Months later, after major fines, 16 hours of community service, lawyer fees and a broken car mirror to pay for, I signed in to my first of 12 weekly California court-mandated 90-minute D.U.I. group rehabilitation meetings on Zoom. I had six two-hour education sessions ahead, too.
At the group rehab meeting, I had to introduce myself by telling my story, which I filled with disgruntled details about being framed, rather than hideously drunk, while driving. I regretted mentioning I had a lawyer because our facilitator seized on it to let me know that nobody was above the law. (Paul Pelosi learned that when he was arrested and accused of drunken driving after a dinner party in Napa, Calif., last spring.)
“Nothing’s going to fix it, no matter how much money you have,” the facilitator said.
She was tough, obsessed with rules, and the months ahead with her seemed impossibly long. I tried to switch groups. But the agency providing the service couldn’t help.

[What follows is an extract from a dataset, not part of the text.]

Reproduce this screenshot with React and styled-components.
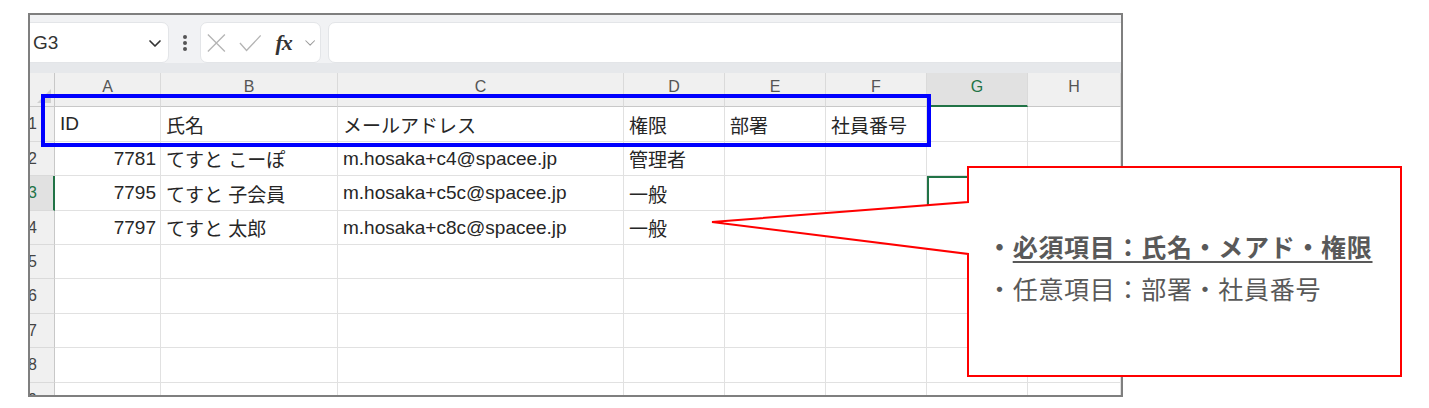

According to the National Highway Traffic Safety Administration, one person dies in a drunken driving crash every 45 minutes. That grim statistic is behind the mandate Congress attached in 2021 to the infrastructure bill requiring that, starting as early as 2026, automakers equip cars with technology that can prevent impaired driving. Until then, willpower and common sense are the only equipment that so many of us have.
Like a resentful adolescent, I stuck with my program and, despite myself, learned a thing or two. Our instructor told us that one in three drunken drivers forgets what he’s learned in training and ends up in bigger trouble. Learning that it can take hours for each shot of alcohol to leave the bloodstream — drinking water or coffee or eating something doesn’t do much — had its intended clarifying effect on my nights out.
By the time I finished my course, driving a car while drunk felt unthinkable, and in addition, I’d cut way down on my Manhattans and martinis and lost 15 pounds. My disdain for our tough group leader, who told us in harrowing detail about her own struggles, turned to appreciation. Somehow this unlikely group of fellow reckless drivers had become if not family then familiar to me, and our regular time together had become an emotional ballast.
At the end of my last meeting, members wished me luck. Then our group leader bid me well and added that she didn’t expect me back. She hit the end meeting button and was gone, leaving me with free time on Wednesdays and a certificate stating I’d completed the course for my record.